Front-end source files:
######
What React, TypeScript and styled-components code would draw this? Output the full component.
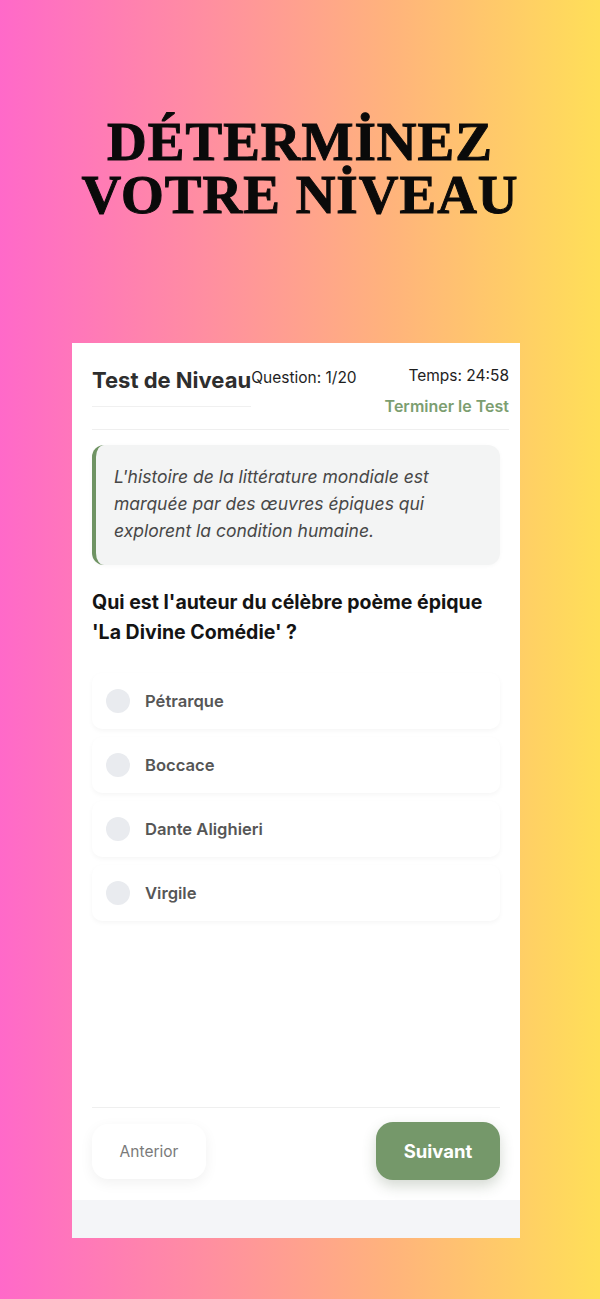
import React, { useState } from 'react';
import { styled, createGlobalStyle } from 'styled-components';

const GlobalStyle = createGlobalStyle`
  html, body {
    margin: 0;
    padding: 0;
  }
  body {
    font-family: Inter, "Noto Sans", "Liberation Sans", sans-serif;
    background: linear-gradient(90deg, #ff69c9 0%, #ff8fa0 35%, #ffb37c 65%, #ffdf58 100%);
    min-height: 1299px;
  }
`

const options = ['Pétrarque', 'Boccace', 'Dante Alighieri', 'Virgile']

function App() {
  const [selected, setSelected] = useState<number | null>(null)

  return (
    <Page>
      <GlobalStyle />
      <Headline>
        <HeadlineLine>DÉTERMİNEZ</HeadlineLine>
        <HeadlineLine>VOTRE NİVEAU</HeadlineLine>
      </Headline>

      <Card>
        <Body>
          <Header>
            <CardTitle>Test de Niveau</CardTitle>
            <Counter>Question: 1/20</Counter>
            <HeaderRight>
              <Timer>Temps: 24:58</Timer>
              <FinishLink>Terminer le Test</FinishLink>
            </HeaderRight>
          </Header>

          <Passage>
            L'histoire de la littérature mondiale est marquée par des œuvres épiques qui
            explorent la condition humaine.
          </Passage>

          <Question>Qui est l'auteur du célèbre poème épique 'La Divine Comédie' ?</Question>

          <OptionList>
            {options.map((label, index) => (
              <Option key={label} onClick={() => setSelected(index)}>
                <Radio $checked={selected === index} />
                <OptionLabel>{label}</OptionLabel>
              </Option>
            ))}
          </OptionList>

          <Spacer />

          <Footer>
            <PrevButton>Anterior</PrevButton>
            <NextButton>Suivant</NextButton>
          </Footer>
        </Body>
        <BottomStrip />
      </Card>
    </Page>
  );
}

export default App;

const Page = styled.div`
  padding-top: 115px;
  min-height: 1299px;
  box-sizing: border-box;
`

const Headline = styled.h1`
  margin: 0;
  text-align: center;
  font-family: "Liberation Serif", "DejaVu Serif", serif;
  font-weight: 700;
  font-size: 55px;
  letter-spacing: 1px;
  color: #0a0a0a;
  -webkit-text-stroke: 1px #0a0a0a;
`

const HeadlineLine = styled.span`
  display: block;
  height: 53px;
  line-height: 53px;
`

const Card = styled.div`
  margin: 122px 0 0 72px;
  width: 448px;
  height: 895px;
  background: #ffffff;
  display: flex;
  flex-direction: column;
`

const Body = styled.div`
  flex: 1;
  display: flex;
  flex-direction: column;
  padding: 0 20px;
`

const Header = styled.div`
  display: flex;
  align-items: flex-start;
  padding: 25px 0 13px;
  margin-right: -9px;
  border-bottom: 1px solid #efefef;
`

const CardTitle = styled.div`
  font-size: 22px;
  line-height: 24px;
  font-weight: 700;
  color: #2e2e2e;
  white-space: nowrap;
  padding-bottom: 14px;
  border-bottom: 1px solid #f0f0f0;
`

const Counter = styled.div`
  font-size: 15.5px;
  line-height: 20px;
  color: #1e1e1e;
  white-space: nowrap;
`

const HeaderRight = styled.div`
  margin-left: auto;
  margin-top: -2px;
  text-align: right;
  display: flex;
  flex-direction: column;
  gap: 10px;
`

const Timer = styled.div`
  font-size: 15.5px;
  line-height: 20px;
  color: #1e1e1e;
`

const FinishLink = styled.div`
  font-size: 16px;
  line-height: 20px;
  font-weight: 600;
  color: #7c9e70;
  cursor: pointer;
`

const Passage = styled.p`
  margin: 15px 0 0;
  height: 120px;
  box-sizing: border-box;
  padding: 18px 40px 0 18px;
  background: #f3f4f4;
  border-left: 4px solid #6f9363;
  border-radius: 12px;
  font-style: italic;
  font-size: 17.5px;
  line-height: 27px;
  color: #474747;
  box-shadow: 0 1px 4px rgba(0, 0, 0, 0.03);
`

const Question = styled.h2`
  margin: 22px 0 0;
  font-size: 19.5px;
  line-height: 30px;
  font-weight: 700;
  color: #141414;
`

const OptionList = styled.div`
  margin-top: 26px;
  display: flex;
  flex-direction: column;
  gap: 8px;
`

const Option = styled.div`
  height: 56px;
  display: flex;
  align-items: center;
  gap: 15px;
  padding-left: 14px;
  background: #ffffff;
  border-radius: 10px;
  box-shadow: 0 2px 5px rgba(0, 0, 0, 0.04);
  cursor: pointer;
`

const Radio = styled.span<{ $checked: boolean }>`
  width: 24px;
  height: 24px;
  border-radius: 50%;
  background: ${({ $checked }) => ($checked ? '#76996a' : '#e9ebef')};
  flex-shrink: 0;
`

const OptionLabel = styled.span`
  font-size: 16.6px;
  font-weight: 600;
  color: #565656;
`

const Spacer = styled.div`
  flex: 1;
`

const Footer = styled.div`
  display: flex;
  align-items: center;
  justify-content: space-between;
  border-top: 1px solid #efefef;
  padding: 14px 0 20px;
`

const PrevButton = styled.button`
  width: 114px;
  height: 55px;
  border: none;
  border-radius: 16px;
  background: #ffffff;
  font-family: inherit;
  font-size: 15.5px;
  color: #7a7a7a;
  box-shadow: 0 4px 14px rgba(0, 0, 0, 0.06);
  cursor: pointer;
`

const NextButton = styled.button`
  width: 124px;
  height: 58px;
  border: none;
  border-radius: 17px;
  background: #75986a;
  font-family: inherit;
  font-size: 18.5px;
  font-weight: 700;
  color: #ffffff;
  box-shadow: 0 6px 14px rgba(60, 80, 50, 0.22);
  cursor: pointer;
`

const BottomStrip = styled.div`
  height: 38px;
  background: #f4f5f8;
`
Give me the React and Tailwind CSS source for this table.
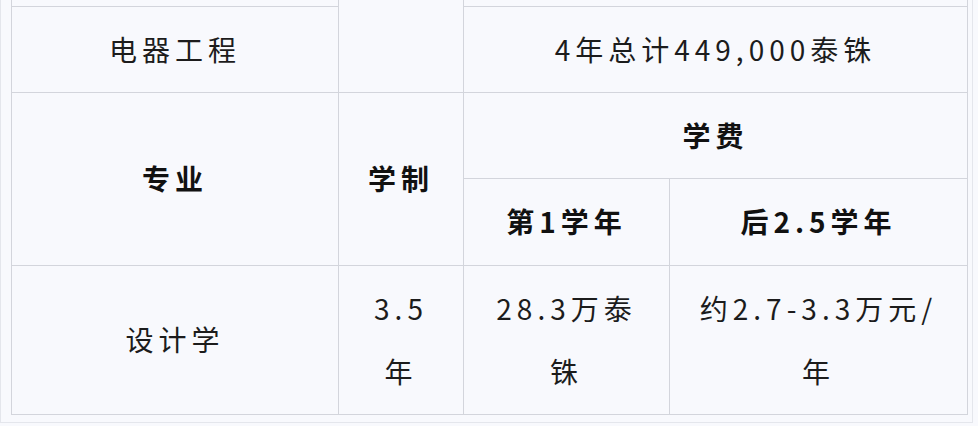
import React from "react";

const cell = "border border-[#d3d5dc] text-center align-middle p-0 leading-[63px]";
const head = `${cell} font-bold text-[#111]`;

const App = () => {
  return (
    <div
      className="w-[978px] h-[426px] bg-[#f8f9fd] overflow-hidden"
      style={{ fontFamily: '"Microsoft YaHei", "Noto Sans CJK SC", "Noto Sans", sans-serif' }}
    >
      <div className="w-[973px] h-[423px] border-l border-r border-b border-[#e4e6ec] pl-[10px]">
        <table className="table-fixed border-collapse w-[956px] text-[28px] tracking-[5px] text-[#1c1c1c]">
          <colgroup>
            <col className="w-[327px]" />
            <col className="w-[125px]" />
            <col className="w-[206px]" />
            <col className="w-[298px]" />
          </colgroup>
          <tbody>
            <tr className="h-[6px]">
              <td className={`${cell} leading-none [border-top-style:hidden]`}></td>
              <td rowSpan={2} className={`${cell} [border-top-style:hidden]`}></td>
              <td colSpan={2} className={`${cell} leading-none [border-top-style:hidden]`}></td>
            </tr>
            <tr className="h-[86px]">
              <td className={cell}>电器工程</td>
              <td colSpan={2} className={cell}>4年总计449,000泰铢</td>
            </tr>
            <tr className="h-[86px]">
              <td rowSpan={2} className={head}>专业</td>
              <td rowSpan={2} className={head}>学制</td>
              <td colSpan={2} className={head}>学费</td>
            </tr>
            <tr className="h-[87px]">
              <td className={head}>第1学年</td>
              <td className={head}>后2.5学年</td>
            </tr>
            <tr className="h-[149px]">
              <td className={cell}>设计学</td>
              <td className={cell}>3.5<br />年</td>
              <td className={cell}>28.3万泰<br />铢</td>
              <td className={cell}>约2.7-3.3万元/<br />年</td>
            </tr>
          </tbody>
        </table>
      </div>
    </div>
  );
};

export default App;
######
** Instruction **
Quote every entry exactly, with the pictures omitted.

** Answer to this task **
What React, TypeScript and styled-components code would draw this? Output the full component.
import React, { useState } from 'react';
import { styled, createGlobalStyle } from 'styled-components';

const GlobalStyle = createGlobalStyle`
  html, body {
    margin: 0;
    padding: 0;
  }
  body {
    font-family: Inter, "Noto Sans", "Liberation Sans", sans-serif;
    background: linear-gradient(90deg, #ff69c9 0%, #ff8fa0 35%, #ffb37c 65%, #ffdf58 100%);
    min-height: 1299px;
  }
`

const options = ['Pétrarque', 'Boccace', 'Dante Alighieri', 'Virgile']

function App() {
  const [selected, setSelected] = useState<number | null>(null)

  return (
    <Page>
      <GlobalStyle />
      <Headline>
        <HeadlineLine>DÉTERMİNEZ</HeadlineLine>
        <HeadlineLine>VOTRE NİVEAU</HeadlineLine>
      </Headline>

      <Card>
        <Body>
          <Header>
            <CardTitle>Test de Niveau</CardTitle>
            <Counter>Question: 1/20</Counter>
            <HeaderRight>
              <Timer>Temps: 24:58</Timer>
              <FinishLink>Terminer le Test</FinishLink>
            </HeaderRight>
          </Header>

          <Passage>
            L'histoire de la littérature mondiale est marquée par des œuvres épiques qui
            explorent la condition humaine.
          </Passage>

          <Question>Qui est l'auteur du célèbre poème épique 'La Divine Comédie' ?</Question>

          <OptionList>
            {options.map((label, index) => (
              <Option key={label} onClick={() => setSelected(index)}>
                <Radio $checked={selected === index} />
                <OptionLabel>{label}</OptionLabel>
              </Option>
            ))}
          </OptionList>

          <Spacer />

          <Footer>
            <PrevButton>Anterior</PrevButton>
            <NextButton>Suivant</NextButton>
          </Footer>
        </Body>
        <BottomStrip />
      </Card>
    </Page>
  );
}

export default App;

const Page = styled.div`
  padding-top: 115px;
  min-height: 1299px;
  box-sizing: border-box;
`

const Headline = styled.h1`
  margin: 0;
  text-align: center;
  font-family: "Liberation Serif", "DejaVu Serif", serif;
  font-weight: 700;
  font-size: 55px;
  letter-spacing: 1px;
  color: #0a0a0a;
  -webkit-text-stroke: 1px #0a0a0a;
`

const HeadlineLine = styled.span`
  display: block;
  height: 53px;
  line-height: 53px;
`

const Card = styled.div`
  margin: 122px 0 0 72px;
  width: 448px;
  height: 895px;
  background: #ffffff;
  display: flex;
  flex-direction: column;
`

const Body = styled.div`
  flex: 1;
  display: flex;
  flex-direction: column;
  padding: 0 20px;
`

const Header = styled.div`
  display: flex;
  align-items: flex-start;
  padding: 25px 0 13px;
  margin-right: -9px;
  border-bottom: 1px solid #efefef;
`

const CardTitle = styled.div`
  font-size: 22px;
  line-height: 24px;
  font-weight: 700;
  color: #2e2e2e;
  white-space: nowrap;
  padding-bottom: 14px;
  border-bottom: 1px solid #f0f0f0;
`

const Counter = styled.div`
  font-size: 15.5px;
  line-height: 20px;
  color: #1e1e1e;
  white-space: nowrap;
`

const HeaderRight = styled.div`
  margin-left: auto;
  margin-top: -2px;
  text-align: right;
  display: flex;
  flex-direction: column;
  gap: 10px;
`

const Timer = styled.div`
  font-size: 15.5px;
  line-height: 20px;
  color: #1e1e1e;
`

const FinishLink = styled.div`
  font-size: 16px;
  line-height: 20px;
  font-weight: 600;
  color: #7c9e70;
  cursor: pointer;
`

const Passage = styled.p`
  margin: 15px 0 0;
  height: 120px;
  box-sizing: border-box;
  padding: 18px 40px 0 18px;
  background: #f3f4f4;
  border-left: 4px solid #6f9363;
  border-radius: 12px;
  font-style: italic;
  font-size: 17.5px;
  line-height: 27px;
  color: #474747;
  box-shadow: 0 1px 4px rgba(0, 0, 0, 0.03);
`

const Question = styled.h2`
  margin: 22px 0 0;
  font-size: 19.5px;
  line-height: 30px;
  font-weight: 700;
  color: #141414;
`

const OptionList = styled.div`
  margin-top: 26px;
  display: flex;
  flex-direction: column;
  gap: 8px;
`

const Option = styled.div`
  height: 56px;
  display: flex;
  align-items: center;
  gap: 15px;
  padding-left: 14px;
  background: #ffffff;
  border-radius: 10px;
  box-shadow: 0 2px 5px rgba(0, 0, 0, 0.04);
  cursor: pointer;
`

const Radio = styled.span<{ $checked: boolean }>`
  width: 24px;
  height: 24px;
  border-radius: 50%;
  background: ${({ $checked }) => ($checked ? '#76996a' : '#e9ebef')};
  flex-shrink: 0;
`

const OptionLabel = styled.span`
  font-size: 16.6px;
  font-weight: 600;
  color: #565656;
`

const Spacer = styled.div`
  flex: 1;
`

const Footer = styled.div`
  display: flex;
  align-items: center;
  justify-content: space-between;
  border-top: 1px solid #efefef;
  padding: 14px 0 20px;
`

const PrevButton = styled.button`
  width: 114px;
  height: 55px;
  border: none;
  border-radius: 16px;
  background: #ffffff;
  font-family: inherit;
  font-size: 15.5px;
  color: #7a7a7a;
  box-shadow: 0 4px 14px rgba(0, 0, 0, 0.06);
  cursor: pointer;
`

const NextButton = styled.button`
  width: 124px;
  height: 58px;
  border: none;
  border-radius: 17px;
  background: #75986a;
  font-family: inherit;
  font-size: 18.5px;
  font-weight: 700;
  color: #ffffff;
  box-shadow: 0 6px 14px rgba(60, 80, 50, 0.22);
  cursor: pointer;
`

const BottomStrip = styled.div`
  height: 38px;
  background: #f4f5f8;
`
Give me the React and Tailwind CSS source for this table.
import React from "react";

const cell = "border border-[#d3d5dc] text-center align-middle p-0 leading-[63px]";
const head = `${cell} font-bold text-[#111]`;

const App = () => {
  return (
    <div
      className="w-[978px] h-[426px] bg-[#f8f9fd] overflow-hidden"
      style={{ fontFamily: '"Microsoft YaHei", "Noto Sans CJK SC", "Noto Sans", sans-serif' }}
    >
      <div className="w-[973px] h-[423px] border-l border-r border-b border-[#e4e6ec] pl-[10px]">
        <table className="table-fixed border-collapse w-[956px] text-[28px] tracking-[5px] text-[#1c1c1c]">
          <colgroup>
            <col className="w-[327px]" />
            <col className="w-[125px]" />
            <col className="w-[206px]" />
            <col className="w-[298px]" />
          </colgroup>
          <tbody>
            <tr className="h-[6px]">
              <td className={`${cell} leading-none [border-top-style:hidden]`}></td>
              <td rowSpan={2} className={`${cell} [border-top-style:hidden]`}></td>
              <td colSpan={2} className={`${cell} leading-none [border-top-style:hidden]`}></td>
            </tr>
            <tr className="h-[86px]">
              <td className={cell}>电器工程</td>
              <td colSpan={2} className={cell}>4年总计449,000泰铢</td>
            </tr>
            <tr className="h-[86px]">
              <td rowSpan={2} className={head}>专业</td>
              <td rowSpan={2} className={head}>学制</td>
              <td colSpan={2} className={head}>学费</td>
            </tr>
            <tr className="h-[87px]">
              <td className={head}>第1学年</td>
              <td className={head}>后2.5学年</td>
            </tr>
            <tr className="h-[149px]">
              <td className={cell}>设计学</td>
              <td className={cell}>3.5<br />年</td>
              <td className={cell}>28.3万泰<br />铢</td>
              <td className={cell}>约2.7-3.3万元/<br />年</td>
            </tr>
          </tbody>
        </table>
      </div>
    </div>
  );
};

export default App;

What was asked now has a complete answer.